### YOUR GOAL
The material below should be written out in full and exactly; pictures stay out of the copy.

### GIVEN DATA
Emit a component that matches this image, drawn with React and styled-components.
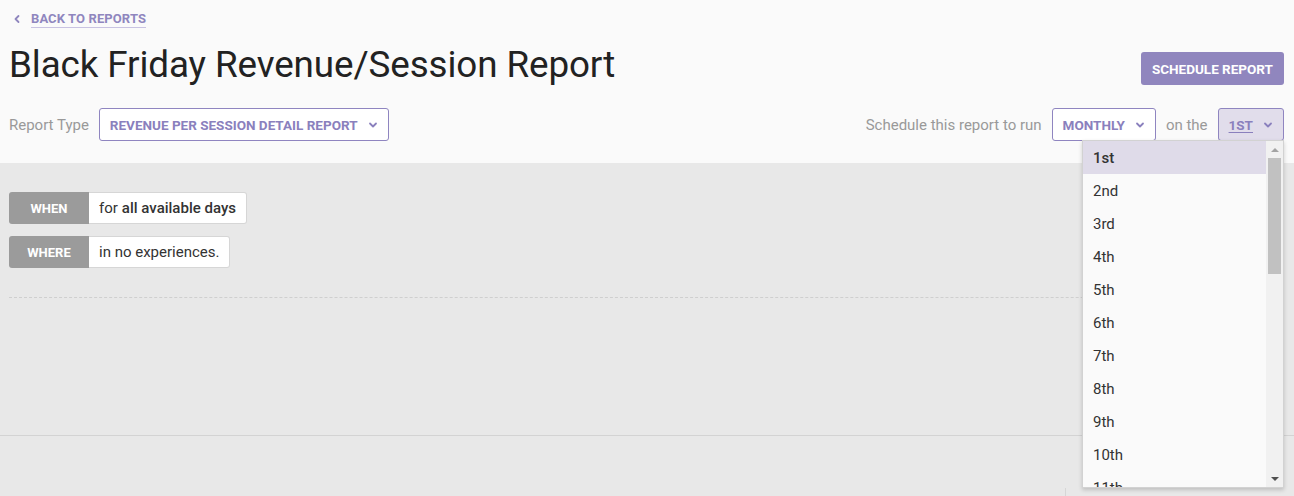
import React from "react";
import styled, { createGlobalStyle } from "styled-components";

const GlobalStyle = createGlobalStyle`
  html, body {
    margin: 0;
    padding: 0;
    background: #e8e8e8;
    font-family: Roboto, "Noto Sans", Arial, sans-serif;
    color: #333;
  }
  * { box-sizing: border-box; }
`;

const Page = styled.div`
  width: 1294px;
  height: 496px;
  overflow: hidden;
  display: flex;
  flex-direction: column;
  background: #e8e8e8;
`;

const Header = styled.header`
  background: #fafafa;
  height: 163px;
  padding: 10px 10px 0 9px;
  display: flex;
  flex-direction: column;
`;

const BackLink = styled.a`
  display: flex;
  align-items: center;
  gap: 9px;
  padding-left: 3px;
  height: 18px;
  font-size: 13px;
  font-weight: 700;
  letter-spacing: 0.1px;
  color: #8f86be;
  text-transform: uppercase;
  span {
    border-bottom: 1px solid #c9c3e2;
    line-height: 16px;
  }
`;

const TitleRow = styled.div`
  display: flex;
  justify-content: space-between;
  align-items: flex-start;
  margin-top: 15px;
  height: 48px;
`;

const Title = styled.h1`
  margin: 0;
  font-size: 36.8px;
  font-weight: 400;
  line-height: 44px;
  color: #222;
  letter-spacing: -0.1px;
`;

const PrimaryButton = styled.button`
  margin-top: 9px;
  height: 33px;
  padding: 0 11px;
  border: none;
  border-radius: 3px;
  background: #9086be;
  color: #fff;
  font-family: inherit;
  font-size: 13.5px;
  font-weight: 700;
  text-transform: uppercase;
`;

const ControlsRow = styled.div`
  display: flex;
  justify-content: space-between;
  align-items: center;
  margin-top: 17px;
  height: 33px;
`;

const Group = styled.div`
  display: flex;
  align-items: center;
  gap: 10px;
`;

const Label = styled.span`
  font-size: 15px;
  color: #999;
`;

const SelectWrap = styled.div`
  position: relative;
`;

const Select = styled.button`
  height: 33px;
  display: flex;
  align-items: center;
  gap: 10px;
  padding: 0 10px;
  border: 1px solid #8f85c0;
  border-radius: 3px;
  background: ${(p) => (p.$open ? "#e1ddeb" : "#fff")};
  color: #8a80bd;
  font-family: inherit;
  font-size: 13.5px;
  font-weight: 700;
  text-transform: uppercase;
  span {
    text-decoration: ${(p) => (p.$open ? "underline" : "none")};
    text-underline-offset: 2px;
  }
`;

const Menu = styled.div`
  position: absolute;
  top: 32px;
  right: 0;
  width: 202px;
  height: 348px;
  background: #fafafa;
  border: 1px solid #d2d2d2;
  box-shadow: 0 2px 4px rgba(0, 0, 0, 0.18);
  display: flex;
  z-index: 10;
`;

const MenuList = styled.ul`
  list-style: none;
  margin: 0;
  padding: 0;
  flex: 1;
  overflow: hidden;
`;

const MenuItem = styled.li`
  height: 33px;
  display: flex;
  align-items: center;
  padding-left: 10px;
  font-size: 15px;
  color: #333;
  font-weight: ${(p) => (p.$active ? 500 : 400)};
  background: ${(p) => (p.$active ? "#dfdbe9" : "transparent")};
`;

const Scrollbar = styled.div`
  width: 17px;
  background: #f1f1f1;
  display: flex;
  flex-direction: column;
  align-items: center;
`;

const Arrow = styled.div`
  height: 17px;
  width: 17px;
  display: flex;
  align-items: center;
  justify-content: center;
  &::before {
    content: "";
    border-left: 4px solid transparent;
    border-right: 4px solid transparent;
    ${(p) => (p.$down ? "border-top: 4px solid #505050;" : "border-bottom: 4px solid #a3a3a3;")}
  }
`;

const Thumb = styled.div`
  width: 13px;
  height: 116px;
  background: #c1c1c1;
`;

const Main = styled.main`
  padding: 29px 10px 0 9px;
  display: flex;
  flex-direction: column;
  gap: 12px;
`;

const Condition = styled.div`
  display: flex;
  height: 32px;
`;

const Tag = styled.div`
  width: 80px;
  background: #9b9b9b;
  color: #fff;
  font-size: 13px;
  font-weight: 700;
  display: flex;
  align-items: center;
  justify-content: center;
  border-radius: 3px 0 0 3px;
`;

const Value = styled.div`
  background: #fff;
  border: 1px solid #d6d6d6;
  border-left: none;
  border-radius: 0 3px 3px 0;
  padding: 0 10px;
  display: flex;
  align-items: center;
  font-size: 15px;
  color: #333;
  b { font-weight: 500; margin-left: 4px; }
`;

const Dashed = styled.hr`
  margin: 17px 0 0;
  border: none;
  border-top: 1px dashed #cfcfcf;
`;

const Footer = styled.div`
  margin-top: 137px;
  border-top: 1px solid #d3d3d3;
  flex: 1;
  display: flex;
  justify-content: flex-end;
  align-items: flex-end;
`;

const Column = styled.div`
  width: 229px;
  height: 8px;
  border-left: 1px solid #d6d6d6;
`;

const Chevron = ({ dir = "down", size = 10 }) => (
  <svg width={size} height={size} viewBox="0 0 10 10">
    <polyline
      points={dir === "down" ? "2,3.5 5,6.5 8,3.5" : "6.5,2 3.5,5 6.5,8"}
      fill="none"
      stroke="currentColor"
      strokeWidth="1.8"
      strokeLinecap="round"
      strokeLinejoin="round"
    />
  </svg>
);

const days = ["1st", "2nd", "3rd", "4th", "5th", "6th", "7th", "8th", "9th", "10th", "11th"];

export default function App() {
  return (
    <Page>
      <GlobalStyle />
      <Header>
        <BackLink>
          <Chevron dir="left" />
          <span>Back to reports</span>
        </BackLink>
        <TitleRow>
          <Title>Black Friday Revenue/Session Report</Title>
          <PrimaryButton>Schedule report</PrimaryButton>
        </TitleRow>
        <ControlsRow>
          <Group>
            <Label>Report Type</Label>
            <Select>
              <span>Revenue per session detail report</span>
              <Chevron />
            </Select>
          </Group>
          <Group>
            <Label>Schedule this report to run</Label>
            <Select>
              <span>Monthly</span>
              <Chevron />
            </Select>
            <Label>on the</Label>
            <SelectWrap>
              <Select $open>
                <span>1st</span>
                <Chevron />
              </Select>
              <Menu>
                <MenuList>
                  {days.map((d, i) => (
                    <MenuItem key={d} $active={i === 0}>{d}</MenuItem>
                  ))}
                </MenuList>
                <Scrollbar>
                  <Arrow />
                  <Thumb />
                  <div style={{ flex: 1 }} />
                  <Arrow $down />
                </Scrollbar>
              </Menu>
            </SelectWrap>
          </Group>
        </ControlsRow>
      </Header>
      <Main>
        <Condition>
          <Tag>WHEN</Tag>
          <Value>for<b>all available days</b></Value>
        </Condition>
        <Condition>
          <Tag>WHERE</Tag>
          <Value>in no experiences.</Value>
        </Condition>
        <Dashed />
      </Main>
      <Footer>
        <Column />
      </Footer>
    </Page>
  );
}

### EXERCISE SOLUTION
Emit a component that matches this image, drawn with React and styled-components.
import React from "react";
import styled, { createGlobalStyle } from "styled-components";

const GlobalStyle = createGlobalStyle`
  html, body {
    margin: 0;
    padding: 0;
    background: #e8e8e8;
    font-family: Roboto, "Noto Sans", Arial, sans-serif;
    color: #333;
  }
  * { box-sizing: border-box; }
`;

const Page = styled.div`
  width: 1294px;
  height: 496px;
  overflow: hidden;
  display: flex;
  flex-direction: column;
  background: #e8e8e8;
`;

const Header = styled.header`
  background: #fafafa;
  height: 163px;
  padding: 10px 10px 0 9px;
  display: flex;
  flex-direction: column;
`;

const BackLink = styled.a`
  display: flex;
  align-items: center;
  gap: 9px;
  padding-left: 3px;
  height: 18px;
  font-size: 13px;
  font-weight: 700;
  letter-spacing: 0.1px;
  color: #8f86be;
  text-transform: uppercase;
  span {
    border-bottom: 1px solid #c9c3e2;
    line-height: 16px;
  }
`;

const TitleRow = styled.div`
  display: flex;
  justify-content: space-between;
  align-items: flex-start;
  margin-top: 15px;
  height: 48px;
`;

const Title = styled.h1`
  margin: 0;
  font-size: 36.8px;
  font-weight: 400;
  line-height: 44px;
  color: #222;
  letter-spacing: -0.1px;
`;

const PrimaryButton = styled.button`
  margin-top: 9px;
  height: 33px;
  padding: 0 11px;
  border: none;
  border-radius: 3px;
  background: #9086be;
  color: #fff;
  font-family: inherit;
  font-size: 13.5px;
  font-weight: 700;
  text-transform: uppercase;
`;

const ControlsRow = styled.div`
  display: flex;
  justify-content: space-between;
  align-items: center;
  margin-top: 17px;
  height: 33px;
`;

const Group = styled.div`
  display: flex;
  align-items: center;
  gap: 10px;
`;

const Label = styled.span`
  font-size: 15px;
  color: #999;
`;

const SelectWrap = styled.div`
  position: relative;
`;

const Select = styled.button`
  height: 33px;
  display: flex;
  align-items: center;
  gap: 10px;
  padding: 0 10px;
  border: 1px solid #8f85c0;
  border-radius: 3px;
  background: ${(p) => (p.$open ? "#e1ddeb" : "#fff")};
  color: #8a80bd;
  font-family: inherit;
  font-size: 13.5px;
  font-weight: 700;
  text-transform: uppercase;
  span {
    text-decoration: ${(p) => (p.$open ? "underline" : "none")};
    text-underline-offset: 2px;
  }
`;

const Menu = styled.div`
  position: absolute;
  top: 32px;
  right: 0;
  width: 202px;
  height: 348px;
  background: #fafafa;
  border: 1px solid #d2d2d2;
  box-shadow: 0 2px 4px rgba(0, 0, 0, 0.18);
  display: flex;
  z-index: 10;
`;

const MenuList = styled.ul`
  list-style: none;
  margin: 0;
  padding: 0;
  flex: 1;
  overflow: hidden;
`;

const MenuItem = styled.li`
  height: 33px;
  display: flex;
  align-items: center;
  padding-left: 10px;
  font-size: 15px;
  color: #333;
  font-weight: ${(p) => (p.$active ? 500 : 400)};
  background: ${(p) => (p.$active ? "#dfdbe9" : "transparent")};
`;

const Scrollbar = styled.div`
  width: 17px;
  background: #f1f1f1;
  display: flex;
  flex-direction: column;
  align-items: center;
`;

const Arrow = styled.div`
  height: 17px;
  width: 17px;
  display: flex;
  align-items: center;
  justify-content: center;
  &::before {
    content: "";
    border-left: 4px solid transparent;
    border-right: 4px solid transparent;
    ${(p) => (p.$down ? "border-top: 4px solid #505050;" : "border-bottom: 4px solid #a3a3a3;")}
  }
`;

const Thumb = styled.div`
  width: 13px;
  height: 116px;
  background: #c1c1c1;
`;

const Main = styled.main`
  padding: 29px 10px 0 9px;
  display: flex;
  flex-direction: column;
  gap: 12px;
`;

const Condition = styled.div`
  display: flex;
  height: 32px;
`;

const Tag = styled.div`
  width: 80px;
  background: #9b9b9b;
  color: #fff;
  font-size: 13px;
  font-weight: 700;
  display: flex;
  align-items: center;
  justify-content: center;
  border-radius: 3px 0 0 3px;
`;

const Value = styled.div`
  background: #fff;
  border: 1px solid #d6d6d6;
  border-left: none;
  border-radius: 0 3px 3px 0;
  padding: 0 10px;
  display: flex;
  align-items: center;
  font-size: 15px;
  color: #333;
  b { font-weight: 500; margin-left: 4px; }
`;

const Dashed = styled.hr`
  margin: 17px 0 0;
  border: none;
  border-top: 1px dashed #cfcfcf;
`;

const Footer = styled.div`
  margin-top: 137px;
  border-top: 1px solid #d3d3d3;
  flex: 1;
  display: flex;
  justify-content: flex-end;
  align-items: flex-end;
`;

const Column = styled.div`
  width: 229px;
  height: 8px;
  border-left: 1px solid #d6d6d6;
`;

const Chevron = ({ dir = "down", size = 10 }) => (
  <svg width={size} height={size} viewBox="0 0 10 10">
    <polyline
      points={dir === "down" ? "2,3.5 5,6.5 8,3.5" : "6.5,2 3.5,5 6.5,8"}
      fill="none"
      stroke="currentColor"
      strokeWidth="1.8"
      strokeLinecap="round"
      strokeLinejoin="round"
    />
  </svg>
);

const days = ["1st", "2nd", "3rd", "4th", "5th", "6th", "7th", "8th", "9th", "10th", "11th"];

export default function App() {
  return (
    <Page>
      <GlobalStyle />
      <Header>
        <BackLink>
          <Chevron dir="left" />
          <span>Back to reports</span>
        </BackLink>
        <TitleRow>
          <Title>Black Friday Revenue/Session Report</Title>
          <PrimaryButton>Schedule report</PrimaryButton>
        </TitleRow>
        <ControlsRow>
          <Group>
            <Label>Report Type</Label>
            <Select>
              <span>Revenue per session detail report</span>
              <Chevron />
            </Select>
          </Group>
          <Group>
            <Label>Schedule this report to run</Label>
            <Select>
              <span>Monthly</span>
              <Chevron />
            </Select>
            <Label>on the</Label>
            <SelectWrap>
              <Select $open>
                <span>1st</span>
                <Chevron />
              </Select>
              <Menu>
                <MenuList>
                  {days.map((d, i) => (
                    <MenuItem key={d} $active={i === 0}>{d}</MenuItem>
                  ))}
                </MenuList>
                <Scrollbar>
                  <Arrow />
                  <Thumb />
                  <div style={{ flex: 1 }} />
                  <Arrow $down />
                </Scrollbar>
              </Menu>
            </SelectWrap>
          </Group>
        </ControlsRow>
      </Header>
      <Main>
        <Condition>
          <Tag>WHEN</Tag>
          <Value>for<b>all available days</b></Value>
        </Condition>
        <Condition>
          <Tag>WHERE</Tag>
          <Value>in no experiences.</Value>
        </Condition>
        <Dashed />
      </Main>
      <Footer>
        <Column />
      </Footer>
    </Page>
  );
}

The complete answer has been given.